例えば、MDコンサルトのコンテンツには、多くの有名な教科書があります。私も昔、これらの本を買いました。しかし、内容が多すぎて読みきれませんでした。索引を使っても目次を使っても、知りたい情報を見つけにくかったのです。また、本自体が大きく重いため携帯できない、という問題がありました。さらに、病院での忙しい勤務を終えて帰宅し、セシルなどの教科書をじっくり読むだけの体力も気力もなかったのです。大容量の内容を持つ医学教科書は、使いたいけど使い場所が限定され、量が多すぎるために必要な内容を探しにくく、使いづらいという欠点があったのだと思います。
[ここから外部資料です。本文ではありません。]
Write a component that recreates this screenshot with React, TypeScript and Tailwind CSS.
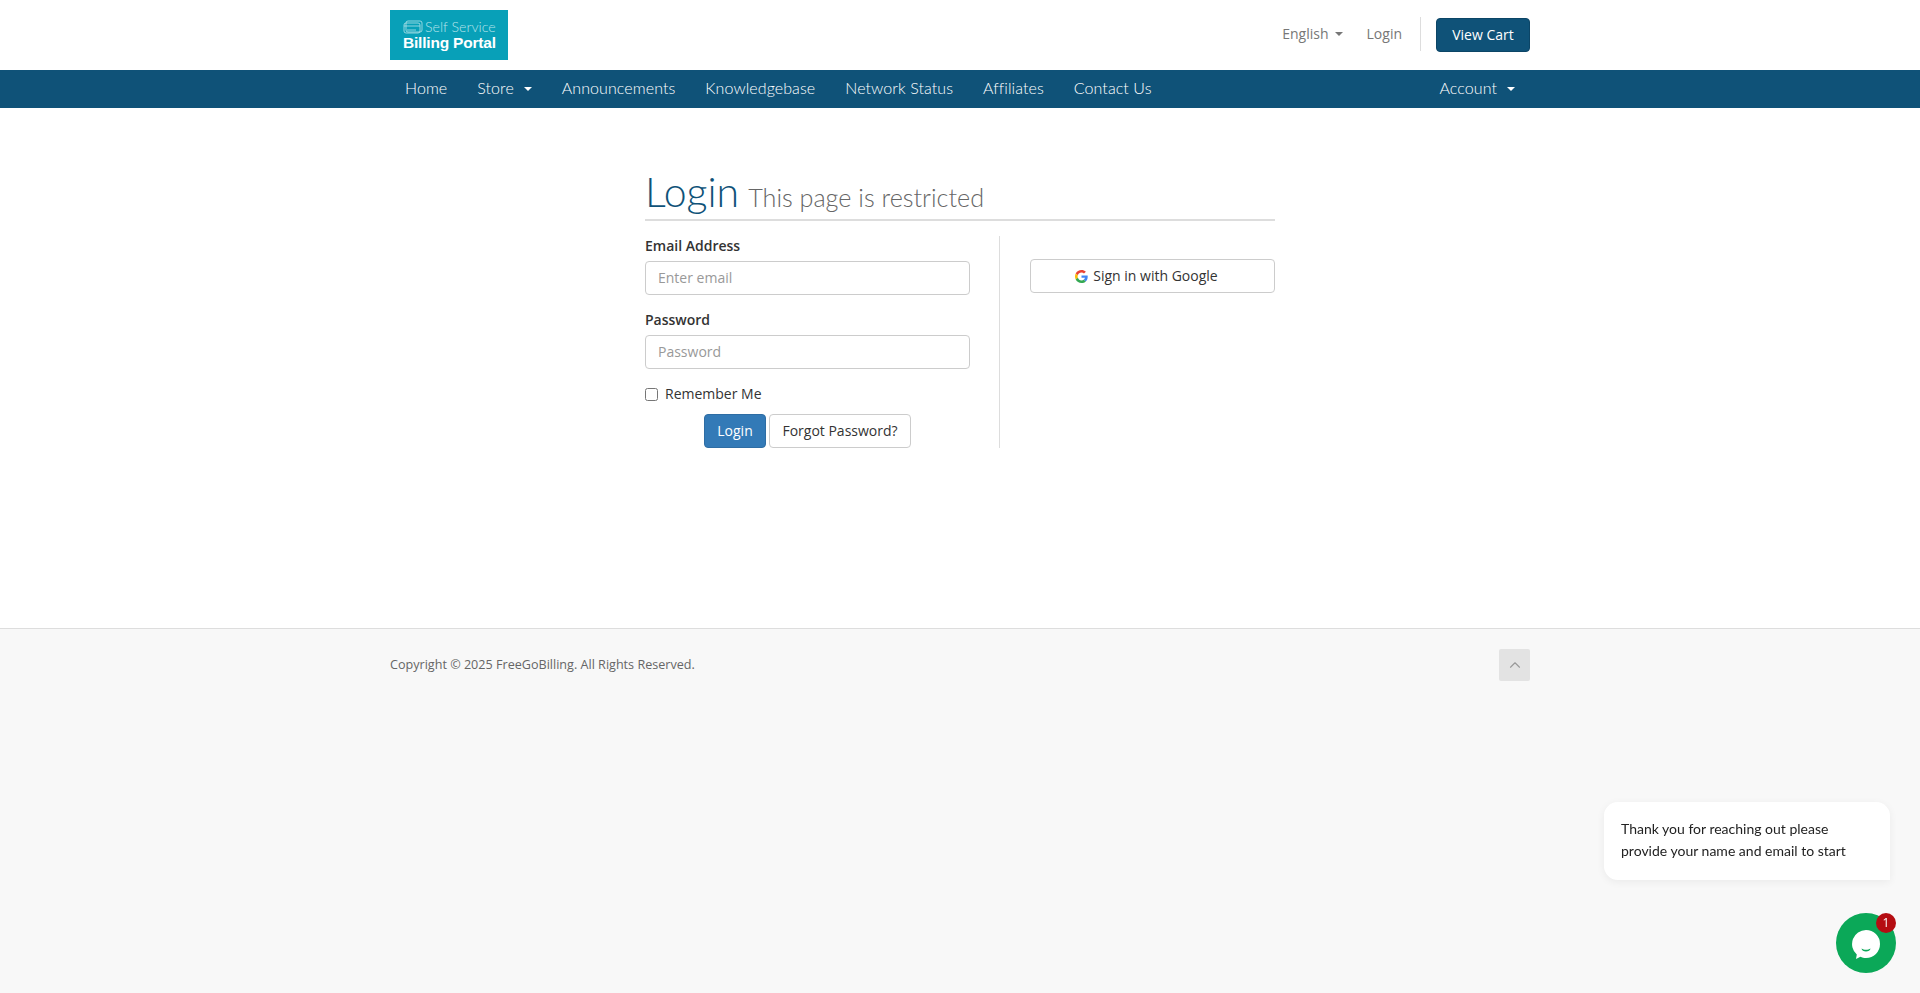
import { ChevronUp } from "lucide-react";

const navLeft = ["Home", "Store", "Announcements", "Knowledgebase", "Network Status", "Affiliates", "Contact Us"];

function Caret({ className }: { className: string }) {
  return <span className={`inline-block w-0 h-0 border-x-4 border-x-transparent border-t-4 ${className}`} />;
}

export default function App() {
  return (
    <div className="h-[993px] flex flex-col bg-white font-['Open_Sans',sans-serif] text-sm text-[#333] overflow-hidden">
      {/* Header */}
      <header className="h-[70px] shrink-0">
        <div className="w-[1140px] mx-auto h-full flex items-center justify-between">
          <div className="w-[118px] h-[50px] pb-[2px] bg-[#08a0b8] flex flex-col justify-center pl-[13px] text-white leading-none font-['Liberation_Sans',sans-serif]">
            <div className="flex items-center gap-[2px] h-[16px] mt-[1px] text-[#b5e3ea] font-['Lato',sans-serif] font-light text-[14.2px]">
              <svg width="20" height="14" viewBox="0 0 20 14" fill="none" stroke="currentColor" strokeWidth="0.8">
                <rect x="3" y="1" width="16" height="11" rx="2" />
                <rect x="1" y="3" width="16" height="10" rx="2" />
                <path d="M1 6h16M4 10h9" />
              </svg>
              <span>Self Service</span>
            </div>
            <div className="text-[15.5px] font-bold tracking-[-0.2px]">Billing Portal</div>
          </div>
          <div className="flex items-center text-[#777] -mt-[2px]">
            <span className="flex items-center gap-[6px]">English <Caret className="border-t-[#777]" /></span>
            <span className="ml-[24px]">Login</span>
            <span className="ml-[18px] w-px h-[34px] bg-[#ddd]" />
            <button className="ml-[15px] mt-[2px] h-[34px] w-[94px] rounded-[4px] bg-[#0f5278] border border-[#0c4566] text-white text-[14px]">View Cart</button>
          </div>
        </div>
      </header>

      {/* Nav */}
      <nav className="h-[38px] shrink-0 bg-[#0f5278] text-[16px] tracking-[0.08px] text-white font-['Lato',sans-serif] font-light">
        <div className="w-[1140px] mx-auto h-full flex items-center justify-between pb-[2px]">
          <div className="flex items-center">
            {navLeft.map((item) => (
              <span key={item} className="px-[15px] flex items-center gap-[10px]">
                {item}
                {item === "Store" && <Caret className="border-t-white mt-[2px]" />}
              </span>
            ))}
          </div>
          <span className="px-[15px] flex items-center gap-[10px]">Account <Caret className="border-t-white mt-[2px]" /></span>
        </div>
      </nav>

      {/* Main */}
      <main className="h-[520px] shrink-0 pt-[64px]">
        <div className="w-[630px] mx-auto">
          <div className="border-b-2 border-[#ddd] h-[49px] flex items-baseline gap-[9px] font-['Lato',sans-serif] font-light">
            <h1 className="text-[41px] text-[#0f5278] leading-[40px]">Login</h1>
            <small className="text-[25.2px] text-[#666]">This page is restricted</small>
          </div>
          <div className="flex mt-[15px]">
            <form className="w-[325px]">
              <label className="block font-semibold leading-[20px] mb-[5px]">Email Address</label>
              <input placeholder="Enter email" className="block w-full h-[34px] px-3 pb-[2px] border border-[#ccc] rounded-[4px] placeholder:text-[#999] outline-none" />
              <label className="block font-semibold leading-[20px] mt-[15px] mb-[5px]">Password</label>
              <input placeholder="Password" className="block w-full h-[34px] px-3 pb-[2px] border border-[#ccc] rounded-[4px] placeholder:text-[#999] outline-none" />
              <label className="flex items-center gap-[7px] mt-[15px] leading-[20px]">
                <input type="checkbox" className="w-[13px] h-[13px]" />
                Remember Me
              </label>
              <div className="flex justify-center gap-[3px] mt-[10px]">
                <button type="button" className="h-[34px] w-[62px] rounded-[4px] bg-[#337ab7] border border-[#2e6da4] text-white">Login</button>
                <button type="button" className="h-[34px] w-[142px] rounded-[4px] bg-white border border-[#ccc]">Forgot Password?</button>
              </div>
            </form>
            <div className="ml-[29px] w-px bg-[#ddd]" />
            <div className="ml-[30px] flex-1 pt-[23px]">
              <button className="w-full h-[34px] pr-[12px] rounded-[4px] bg-white border border-[#ccc] flex items-center justify-center gap-[5px]">
                <svg width="13" height="13" viewBox="0 0 48 48">
                  <path fill="#EA4335" d="M24 9.500c3.500 0 6.700 1.200 9.200 3.600l6.900-6.900C35.900 2.400 30.500 0 24 0 14.600 0 6.500 5.400 2.600 13.200l8 6.200C12.500 13.700 17.800 9.500 24 9.500z" />
                  <path fill="#4285F4" d="M46.900 24.500c0-1.600-.1-3.100-.4-4.500H24v9h12.900c-.6 3-2.200 5.500-4.800 7.200l7.700 6c4.500-4.200 7.100-10.300 7.100-17.700z" />
                  <path fill="#FBBC05" d="M10.500 28.600c-.5-1.400-.8-3-.8-4.600s.3-3.200.8-4.600l-8-6.200C.9 16.500 0 20.100 0 24s.9 7.500 2.600 10.800l7.900-6.200z" />
                  <path fill="#34A853" d="M24 48c6.500 0 11.900-2.100 15.900-5.800l-7.700-6c-2.200 1.400-4.900 2.300-8.200 2.300-6.200 0-11.500-4.200-13.400-9.900l-8 6.200C6.500 42.600 14.600 48 24 48z" />
                </svg>
                Sign in with Google
              </button>
            </div>
          </div>
        </div>
      </main>

      {/* Footer */}
      <footer className="flex-1 bg-[#f8f8f8] border-t border-[#ddd]">
        <div className="w-[1140px] mx-auto pt-[20px] flex items-start justify-between">
          <p className="text-[12.6px] text-[#666] leading-[32px]">Copyright © 2025 FreeGoBilling. All Rights Reserved.</p>
          <span className="w-[31px] h-[32px] rounded-[2px] bg-[#e3e3e3] flex items-center justify-center text-[#999]">
            <ChevronUp size={18} strokeWidth={1.5} />
          </span>
        </div>
      </footer>

      {/* Chat widget */}
      <div className="fixed left-[1604px] top-[802px] w-[286px] h-[78px] rounded-[14px] rounded-br-none bg-white shadow-[0_2px_8px_rgba(0,0,0,0.06)] px-[17px] pt-[16px] font-['Lato',sans-serif] text-[14px] leading-[22px] text-[#222]">
        Thank you for reaching out please provide your name and email to start
      </div>
      <div className="fixed left-[1836px] top-[913px] w-[60px] h-[60px] rounded-full bg-[#0ba858] flex items-center justify-center">
        <svg width="30" height="30" viewBox="0 0 30 30" className="mt-[2px]">
          <path fill="#fff" d="M15 1a14 14 0 0 1 0 28c-2 0-4-.4-5.600-1.200L5 30l.8-4.500A14 14 0 0 1 15 1z" />
          <path fill="#0ba858" d="M10.500 19.500c2.500 1.800 6.500 1.800 9 0-.2 1.800-2.200 3-4.500 3s-4.300-1.200-4.500-3z" />
        </svg>
        <span className="absolute top-0 right-0 w-5 h-5 rounded-full bg-[#b50d12] text-white text-[12px] leading-5 text-center">1</span>
      </div>
    </div>
  );
}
しあkし、インターネット上に教科書があると、検索機能を利用することが可能になります。必要なときに必要な事項だけを調べることが可能です。自宅だけでなく、病院からも医学関連の代表的な教科書が常に読める環境があるのです。これは臨床家にとっては、たいへんに役立つことです。米国では最近、医師は患者を診察しながらインターネット上での教科書やガイドラインをチェックし、それをもって治療に反映しているという話を聞きます。わが国では、診察室にまでインターネットが接続されている病院は多くないと思います。しかし、将来は米国と必ず同じような現象が生まれることでしょう。
米国ではITバブルが崩壊し、悪い部分の膿が出されつつあります。ITバブルを起こした経営者たちは、今後は社会的な責任追究を受けていくでしょう。これに対し、Medscapeのような真面目に学会サマリーを提供するホームページや、医学系教科書を真面目に提供するホームページ、つまりバブルのにおいがしないホームページが評価され始めています。
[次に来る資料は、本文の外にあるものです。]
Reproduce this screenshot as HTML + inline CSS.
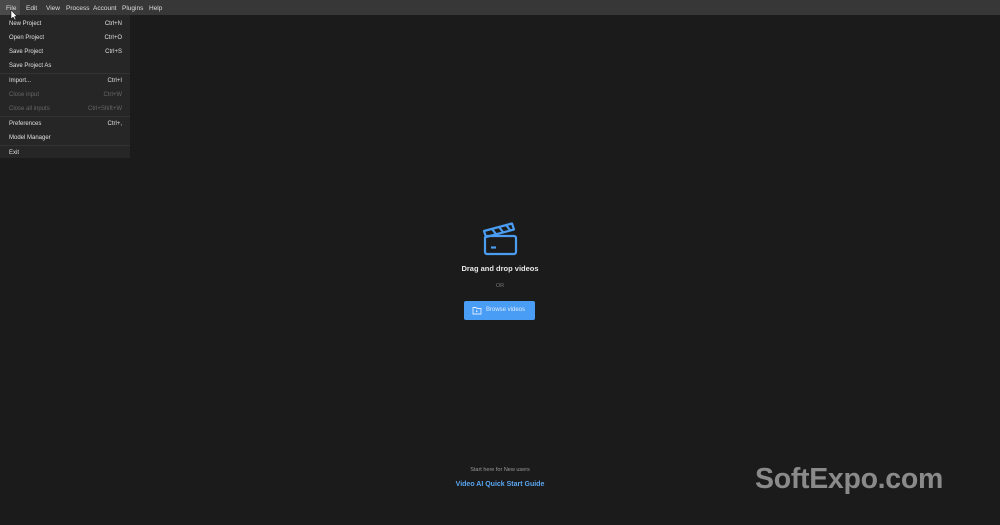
<!DOCTYPE html>
<html><head><style>
*{margin:0;padding:0;box-sizing:border-box}
body{width:1000px;height:525px;background:#1b1b1b;font-family:"Liberation Sans",sans-serif;position:relative;overflow:hidden;color:#ddd}
.bar{position:absolute;left:0;top:0;width:1000px;height:15px;background:#373737}
.bar span{position:absolute;top:4.5px;font-size:6.5px;color:#ddd}
.menu{position:absolute;left:0;top:15px;width:130px;height:143px;background:#262626}
.it{position:absolute;left:9px;width:113px;font-size:6px;color:#e0e0e0}
.it b{font-weight:normal;position:absolute;right:0}
.dis{color:#666}
.sep{position:absolute;left:0;width:130px;height:1px;background:#333}
</style></head><body>
<div class="bar">
<div style="position:absolute;left:0;top:0;width:20px;height:15px;background:#4a4a4a"></div>
<span style="left:6px">File</span><span style="left:26px">Edit</span><span style="left:46px">View</span><span style="left:66px">Process</span><span style="left:93px">Account</span><span style="left:122px">Plugins</span><span style="left:149px">Help</span>
</div>
<div class="menu">
<div class="it" style="top:5.5px">New Project<b>Ctrl+N</b></div>
<div class="it" style="top:19.5px">Open Project<b>Ctrl+O</b></div>
<div class="it" style="top:33.5px">Save Project<b>Ctrl+S</b></div>
<div class="it" style="top:47.5px">Save Project As</div>
<div class="sep" style="top:58px"></div>
<div class="it" style="top:62.5px">Import...<b>Ctrl+I</b></div>
<div class="it dis" style="top:76.5px">Close input<b>Ctrl+W</b></div>
<div class="it dis" style="top:90.5px">Close all inputs<b>Ctrl+Shift+W</b></div>
<div class="sep" style="top:101px"></div>
<div class="it" style="top:105.5px">Preferences<b>Ctrl+,</b></div>
<div class="it" style="top:119.5px">Model Manager</div>
<div class="sep" style="top:130px"></div>
<div class="it" style="top:134.5px">Exit</div>
</div>
<svg style="position:absolute;left:0;top:0" width="1000" height="525">
<path d="M11 10 L11 19 L13 17 L15 20 L16 19.5 L14.5 16.5 L17 16.5 Z" fill="#fff" stroke="#000" stroke-width="0.5"/>
<g fill="none" stroke="#4a9df0" stroke-width="2.2" stroke-linejoin="round">
<rect x="485" y="236" width="31" height="18" rx="2"/>
<path d="M484 231 L512 223.5 L514 229.5 L486 237 Z"/>
<path d="M492 229 L496 234 M499 227 L503 232 M506 225 L510 230"/>
<path d="M491 247.5 L496 247.5"/>
</g>
</svg>
<div style="position:absolute;left:0;width:1000px;top:264px;text-align:center;font-size:7.5px;font-weight:bold;color:#e8e8e8">Drag and drop videos</div>
<div style="position:absolute;left:0;width:1000px;top:283px;text-align:center;font-size:5.5px;color:#777">OR</div>
<div style="position:absolute;left:464px;top:301px;width:71px;height:19px;background:#4a9df5;border-radius:2px;color:#dceaff;font-size:6px;line-height:19px;padding-left:22px">Browse videos</div>
<svg style="position:absolute;left:472px;top:306px" width="10" height="9"><path d="M1 1.5 H4 L5 2.5 H9 V8 H1 Z" fill="none" stroke="#dceaff" stroke-width="0.9"/><path d="M4 4 L6 5.2 L4 6.4Z" fill="#dceaff"/></svg>
<div style="position:absolute;left:0;width:1000px;top:467px;text-align:center;font-size:5.5px;color:#999">Start here for New users</div>
<div style="position:absolute;left:0;width:1000px;top:481px;text-align:center;font-size:7px;font-weight:bold;color:#5aa7f2">Video AI Quick Start Guide</div>
<div style="position:absolute;left:755px;top:463px;font-size:28.5px;font-weight:bold;color:#8a8a8a;letter-spacing:-0.3px">SoftExpo.com</div>
</body></html>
米国のITバブル崩壊は、日本に多くのことを教えてくれています。しかし結局は、地道にこつこつと、コンテンツを集約させ、みんなで協力し、努力してつくってきたホームページが成功するという結論は同じようです。米国だけでなく、日本でもITで金もうけをするという目的で始めたITベンチャー企業は、これからは淘汰されていくでしょう。逆に、ITによって非効率部分の無駄を省き、ITを医療業界に貢献するための道具として正しい利用法を志してきたホームページだけが評価されるようになるでしょう。
本連載の24回と25回目で、Mediproは米国の模範をするつもりはなく、米国を追い越し世界の模範となるシステムを構築することができるはずだ、提言しました。当時はMediproが米国を追い越すなどと言っても、だれも信じてくれませんでした。しかし日本におけるコンテンツパッケージの成功は、それを証明する一例です。米国のITバブル崩壊も、その証拠です。つまり最近になりMediproの提言が具体的に目に見える形になりつつあると思っています。